- WHAT IS REQUIRED:
Reproduce the listing below without changes, except that pictures are left out.

- SOURCE EXCERPT:
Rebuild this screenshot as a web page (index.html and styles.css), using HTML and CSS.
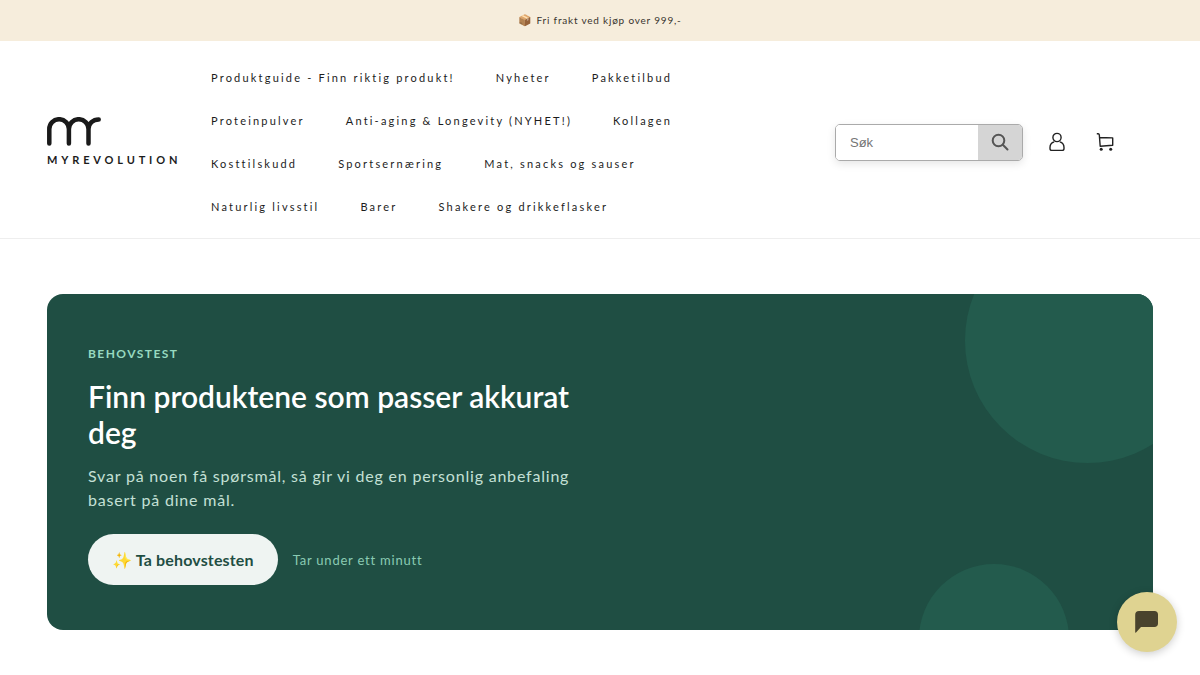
FILE: index.html
```html
<!DOCTYPE html>
<html lang="nb">
<head>
<meta charset="utf-8">
<meta name="viewport" content="width=device-width, initial-scale=1">
<title>MyRevolution</title>
<link rel="stylesheet" href="styles.css">
</head>
<body>
<div class="announcement"><span class="announcement-icon">📦</span> Fri frakt ved kjøp over 999,-</div>
<header class="header">
  <a class="logo" href="#">
    <svg class="logo-mark" viewBox="0 0 54 29" aria-hidden="true"><path d="M2.3 26.5V12a9.8 9.8 0 0 1 19.6 0v14.5M21.9 12a9.8 9.8 0 0 1 19.6 0v14.5M41.5 12c0-5.500 4.500-9.600 10.200-9.600"/></svg>
    <span class="logo-name">MYREVOLUTION</span>
  </a>
  <nav class="nav" aria-label="Hovedmeny">
    <a href="#">Produktguide - Finn riktig produkt!</a>
    <a href="#">Nyheter</a>
    <a href="#">Pakketilbud</a>
    <a href="#">Proteinpulver</a>
    <a href="#">Anti-aging &amp; Longevity (NYHET!)</a>
    <a href="#">Kollagen</a>
    <a href="#">Kosttilskudd</a>
    <a href="#">Sportsernæring</a>
    <a href="#">Mat, snacks og sauser</a>
    <a href="#">Naturlig livsstil</a>
    <a href="#">Barer</a>
    <a href="#">Shakere og drikkeflasker</a>
  </nav>
  <div class="actions">
    <form class="search" role="search">
      <input class="search-input" type="search" placeholder="Søk" aria-label="Søk">
      <button class="search-button" type="submit" aria-label="Utfør søk">
        <svg width="18" height="18" viewBox="0 0 18 18" aria-hidden="true"><circle cx="7.500" cy="7.500" r="5.800"/><path d="m11.800 11.800 4.700 4.700"/></svg>
      </button>
    </form>
    <a class="action" href="#" aria-label="Logg inn">
      <svg width="18" height="20" viewBox="0 0 18 20" aria-hidden="true"><circle cx="9" cy="5.500" r="4.100"/><path d="M6.200 9.900C3.700 10.500 2 13 2 15.600v.9c0 1.200.7 1.900 1.900 1.900h10.200c1.200 0 1.900-.7 1.900-1.900v-.9c0-2.600-1.700-5.100-4.200-5.700"/></svg>
    </a>
    <a class="action" href="#" aria-label="Handlekurv">
      <svg width="18" height="20" viewBox="0 0 18 20" aria-hidden="true"><path d="M.8 1.700h1.400c.7 0 1 .4 1.100 1.100l.9 11.400 12.500-.9V5.900L3.600 5.500"/><circle class="wheel" cx="5.200" cy="17.300" r="1.500"/><circle class="wheel" cx="14.700" cy="17.300" r="1.500"/></svg>
    </a>
  </div>
</header>
<main class="main">
  <section class="hero">
    <div class="hero-content">
      <p class="eyebrow">BEHOVSTEST</p>
      <h1 class="hero-title">Finn produktene som passer akkurat deg</h1>
      <p class="hero-text">Svar på noen få spørsmål, så gir vi deg en personlig anbefaling basert på dine mål.</p>
      <div class="hero-cta">
        <a class="cta" href="#">✨ Ta behovstesten</a>
        <span class="cta-note">Tar under ett minutt</span>
      </div>
    </div>
  </section>
</main>
<button class="chat" type="button" aria-label="Åpne chat">
  <svg width="24" height="22" viewBox="0 0 24 22" aria-hidden="true"><path d="M4 0h15.500c2.200 0 3.500 1.300 3.500 3.500v9c0 2.200-1.300 3.500-3.500 3.500H6l-5 5.500c-.4.400-.8.200-.8-.3V4C.2 1.500 1.500 0 4 0Z"/></svg>
</button>
</body>
</html>
```
FILE: styles.css
```css
* {
  box-sizing: border-box;
}

body {
  margin: 0;
  background: #fff;
  color: #1c1c1c;
  font-family: Lato, "Open Sans", sans-serif;
}

a {
  color: inherit;
  text-decoration: none;
}

p,
h1 {
  margin: 0;
}

.announcement {
  padding: 10px 20px 11px;
  background: #f6eddc;
  color: #38342e;
  font-size: 10px;
  line-height: 20px;
  letter-spacing: 0.08em;
  text-align: center;
}

.announcement-icon {
  font-size: 11px;
}

.header {
  display: grid;
  grid-template-columns: 132px minmax(0, 1fr) auto;
  column-gap: 32px;
  align-items: center;
  padding: 15px 86px 10px 47px;
  border-bottom: 1px solid #eee;
}

.logo {
  display: flex;
  flex-direction: column;
  gap: 7px;
}

.logo-mark {
  width: 54px;
  height: 29px;
  fill: none;
  stroke: #1a1a1a;
  stroke-width: 4.5;
  stroke-linecap: round;
}

.logo-name {
  font-size: 11px;
  font-weight: 700;
  line-height: 14px;
  letter-spacing: 0.35em;
}

.nav {
  display: flex;
  flex-wrap: wrap;
  column-gap: 41px;
  max-width: 520px;
}

.nav a {
  font-size: 11px;
  line-height: 43px;
  letter-spacing: 0.2em;
  white-space: nowrap;
}

.actions {
  display: flex;
  align-items: center;
}

.search {
  display: flex;
  width: 188px;
  height: 37px;
  margin-right: 25px;
  border: 1px solid #aaa;
  border-radius: 5px;
  overflow: hidden;
  box-shadow: 0 3px 8px rgba(0, 0, 0, 0.1);
}

.search-input {
  flex: 1;
  min-width: 0;
  padding: 0 14px;
  border: 0;
  background: #fff;
  font: 13px "Liberation Sans", sans-serif;
}

.search-input::placeholder {
  color: #757575;
}

.search-button {
  display: grid;
  place-items: center;
  width: 44px;
  padding: 0;
  border: 0;
  background: #d5d5d5;
}

.search-button svg {
  fill: none;
  stroke: #555;
  stroke-width: 2;
  stroke-linecap: round;
}

.action {
  display: flex;
}

.action + .action {
  margin-left: 30px;
}

.action svg {
  fill: none;
  stroke: #222;
  stroke-width: 1.4;
  stroke-linejoin: round;
}

.action .wheel {
  fill: #222;
  stroke: none;
}

.main {
  padding: 55px 47px 45px;
}

.hero {
  position: relative;
  overflow: hidden;
  padding: 50px 41px 45px;
  border-radius: 16px;
  background: #1f4e43;
}

.hero::before,
.hero::after {
  content: "";
  position: absolute;
  border-radius: 50%;
  background: #235b4d;
}

.hero::before {
  top: -76px;
  right: -57px;
  width: 245px;
  height: 245px;
}

.hero::after {
  right: 84px;
  bottom: -84px;
  width: 150px;
  height: 150px;
}

.hero-content {
  max-width: 490px;
}

.eyebrow {
  color: #97d9c0;
  font-size: 12px;
  font-weight: 700;
  line-height: 20px;
  letter-spacing: 0.12em;
}

.hero-title {
  margin-top: 14px;
  color: #fff;
  font-size: 30px;
  font-weight: 600;
  line-height: 36px;
}

.hero-text {
  margin-top: 14px;
  color: #c4e0d6;
  font-size: 16px;
  line-height: 24px;
  letter-spacing: 0.05em;
}

.hero-cta {
  display: flex;
  align-items: center;
  gap: 15px;
  margin-top: 22px;
}

.cta {
  padding: 13px 24px;
  border-radius: 26px;
  background: #eff4f2;
  color: #1f4e43;
  font-size: 16px;
  font-weight: 700;
  line-height: 25px;
  letter-spacing: 0.01em;
}

.cta-note {
  color: #8acbb3;
  font-size: 13px;
  letter-spacing: 0.06em;
}

.chat {
  position: fixed;
  right: 23px;
  bottom: 23px;
  display: grid;
  place-items: center;
  width: 60px;
  height: 60px;
  padding: 0;
  border: 0;
  border-radius: 50%;
  background: #dfd391;
  box-shadow: 0 2px 8px rgba(0, 0, 0, 0.2);
}

.chat svg {
  fill: #49432d;
}
```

- FULL OUTPUT:
Rebuild this screenshot as a web page (index.html and styles.css), using HTML and CSS.
FILE: index.html
```html
<!DOCTYPE html>
<html lang="nb">
<head>
<meta charset="utf-8">
<meta name="viewport" content="width=device-width, initial-scale=1">
<title>MyRevolution</title>
<link rel="stylesheet" href="styles.css">
</head>
<body>
<div class="announcement"><span class="announcement-icon">📦</span> Fri frakt ved kjøp over 999,-</div>
<header class="header">
  <a class="logo" href="#">
    <svg class="logo-mark" viewBox="0 0 54 29" aria-hidden="true"><path d="M2.3 26.5V12a9.8 9.8 0 0 1 19.6 0v14.5M21.9 12a9.8 9.8 0 0 1 19.6 0v14.5M41.5 12c0-5.500 4.500-9.600 10.200-9.600"/></svg>
    <span class="logo-name">MYREVOLUTION</span>
  </a>
  <nav class="nav" aria-label="Hovedmeny">
    <a href="#">Produktguide - Finn riktig produkt!</a>
    <a href="#">Nyheter</a>
    <a href="#">Pakketilbud</a>
    <a href="#">Proteinpulver</a>
    <a href="#">Anti-aging &amp; Longevity (NYHET!)</a>
    <a href="#">Kollagen</a>
    <a href="#">Kosttilskudd</a>
    <a href="#">Sportsernæring</a>
    <a href="#">Mat, snacks og sauser</a>
    <a href="#">Naturlig livsstil</a>
    <a href="#">Barer</a>
    <a href="#">Shakere og drikkeflasker</a>
  </nav>
  <div class="actions">
    <form class="search" role="search">
      <input class="search-input" type="search" placeholder="Søk" aria-label="Søk">
      <button class="search-button" type="submit" aria-label="Utfør søk">
        <svg width="18" height="18" viewBox="0 0 18 18" aria-hidden="true"><circle cx="7.500" cy="7.500" r="5.800"/><path d="m11.800 11.800 4.700 4.700"/></svg>
      </button>
    </form>
    <a class="action" href="#" aria-label="Logg inn">
      <svg width="18" height="20" viewBox="0 0 18 20" aria-hidden="true"><circle cx="9" cy="5.500" r="4.100"/><path d="M6.200 9.900C3.700 10.500 2 13 2 15.600v.9c0 1.200.7 1.900 1.900 1.900h10.200c1.200 0 1.900-.7 1.900-1.900v-.9c0-2.600-1.700-5.100-4.200-5.700"/></svg>
    </a>
    <a class="action" href="#" aria-label="Handlekurv">
      <svg width="18" height="20" viewBox="0 0 18 20" aria-hidden="true"><path d="M.8 1.700h1.400c.7 0 1 .4 1.100 1.100l.9 11.400 12.500-.9V5.900L3.600 5.500"/><circle class="wheel" cx="5.200" cy="17.300" r="1.500"/><circle class="wheel" cx="14.700" cy="17.300" r="1.500"/></svg>
    </a>
  </div>
</header>
<main class="main">
  <section class="hero">
    <div class="hero-content">
      <p class="eyebrow">BEHOVSTEST</p>
      <h1 class="hero-title">Finn produktene som passer akkurat deg</h1>
      <p class="hero-text">Svar på noen få spørsmål, så gir vi deg en personlig anbefaling basert på dine mål.</p>
      <div class="hero-cta">
        <a class="cta" href="#">✨ Ta behovstesten</a>
        <span class="cta-note">Tar under ett minutt</span>
      </div>
    </div>
  </section>
</main>
<button class="chat" type="button" aria-label="Åpne chat">
  <svg width="24" height="22" viewBox="0 0 24 22" aria-hidden="true"><path d="M4 0h15.500c2.200 0 3.500 1.300 3.500 3.500v9c0 2.200-1.300 3.500-3.500 3.500H6l-5 5.500c-.4.400-.8.200-.8-.3V4C.2 1.500 1.500 0 4 0Z"/></svg>
</button>
</body>
</html>
```
FILE: styles.css
```css
* {
  box-sizing: border-box;
}

body {
  margin: 0;
  background: #fff;
  color: #1c1c1c;
  font-family: Lato, "Open Sans", sans-serif;
}

a {
  color: inherit;
  text-decoration: none;
}

p,
h1 {
  margin: 0;
}

.announcement {
  padding: 10px 20px 11px;
  background: #f6eddc;
  color: #38342e;
  font-size: 10px;
  line-height: 20px;
  letter-spacing: 0.08em;
  text-align: center;
}

.announcement-icon {
  font-size: 11px;
}

.header {
  display: grid;
  grid-template-columns: 132px minmax(0, 1fr) auto;
  column-gap: 32px;
  align-items: center;
  padding: 15px 86px 10px 47px;
  border-bottom: 1px solid #eee;
}

.logo {
  display: flex;
  flex-direction: column;
  gap: 7px;
}

.logo-mark {
  width: 54px;
  height: 29px;
  fill: none;
  stroke: #1a1a1a;
  stroke-width: 4.5;
  stroke-linecap: round;
}

.logo-name {
  font-size: 11px;
  font-weight: 700;
  line-height: 14px;
  letter-spacing: 0.35em;
}

.nav {
  display: flex;
  flex-wrap: wrap;
  column-gap: 41px;
  max-width: 520px;
}

.nav a {
  font-size: 11px;
  line-height: 43px;
  letter-spacing: 0.2em;
  white-space: nowrap;
}

.actions {
  display: flex;
  align-items: center;
}

.search {
  display: flex;
  width: 188px;
  height: 37px;
  margin-right: 25px;
  border: 1px solid #aaa;
  border-radius: 5px;
  overflow: hidden;
  box-shadow: 0 3px 8px rgba(0, 0, 0, 0.1);
}

.search-input {
  flex: 1;
  min-width: 0;
  padding: 0 14px;
  border: 0;
  background: #fff;
  font: 13px "Liberation Sans", sans-serif;
}

.search-input::placeholder {
  color: #757575;
}

.search-button {
  display: grid;
  place-items: center;
  width: 44px;
  padding: 0;
  border: 0;
  background: #d5d5d5;
}

.search-button svg {
  fill: none;
  stroke: #555;
  stroke-width: 2;
  stroke-linecap: round;
}

.action {
  display: flex;
}

.action + .action {
  margin-left: 30px;
}

.action svg {
  fill: none;
  stroke: #222;
  stroke-width: 1.4;
  stroke-linejoin: round;
}

.action .wheel {
  fill: #222;
  stroke: none;
}

.main {
  padding: 55px 47px 45px;
}

.hero {
  position: relative;
  overflow: hidden;
  padding: 50px 41px 45px;
  border-radius: 16px;
  background: #1f4e43;
}

.hero::before,
.hero::after {
  content: "";
  position: absolute;
  border-radius: 50%;
  background: #235b4d;
}

.hero::before {
  top: -76px;
  right: -57px;
  width: 245px;
  height: 245px;
}

.hero::after {
  right: 84px;
  bottom: -84px;
  width: 150px;
  height: 150px;
}

.hero-content {
  max-width: 490px;
}

.eyebrow {
  color: #97d9c0;
  font-size: 12px;
  font-weight: 700;
  line-height: 20px;
  letter-spacing: 0.12em;
}

.hero-title {
  margin-top: 14px;
  color: #fff;
  font-size: 30px;
  font-weight: 600;
  line-height: 36px;
}

.hero-text {
  margin-top: 14px;
  color: #c4e0d6;
  font-size: 16px;
  line-height: 24px;
  letter-spacing: 0.05em;
}

.hero-cta {
  display: flex;
  align-items: center;
  gap: 15px;
  margin-top: 22px;
}

.cta {
  padding: 13px 24px;
  border-radius: 26px;
  background: #eff4f2;
  color: #1f4e43;
  font-size: 16px;
  font-weight: 700;
  line-height: 25px;
  letter-spacing: 0.01em;
}

.cta-note {
  color: #8acbb3;
  font-size: 13px;
  letter-spacing: 0.06em;
}

.chat {
  position: fixed;
  right: 23px;
  bottom: 23px;
  display: grid;
  place-items: center;
  width: 60px;
  height: 60px;
  padding: 0;
  border: 0;
  border-radius: 50%;
  background: #dfd391;
  box-shadow: 0 2px 8px rgba(0, 0, 0, 0.2);
}

.chat svg {
  fill: #49432d;
}
```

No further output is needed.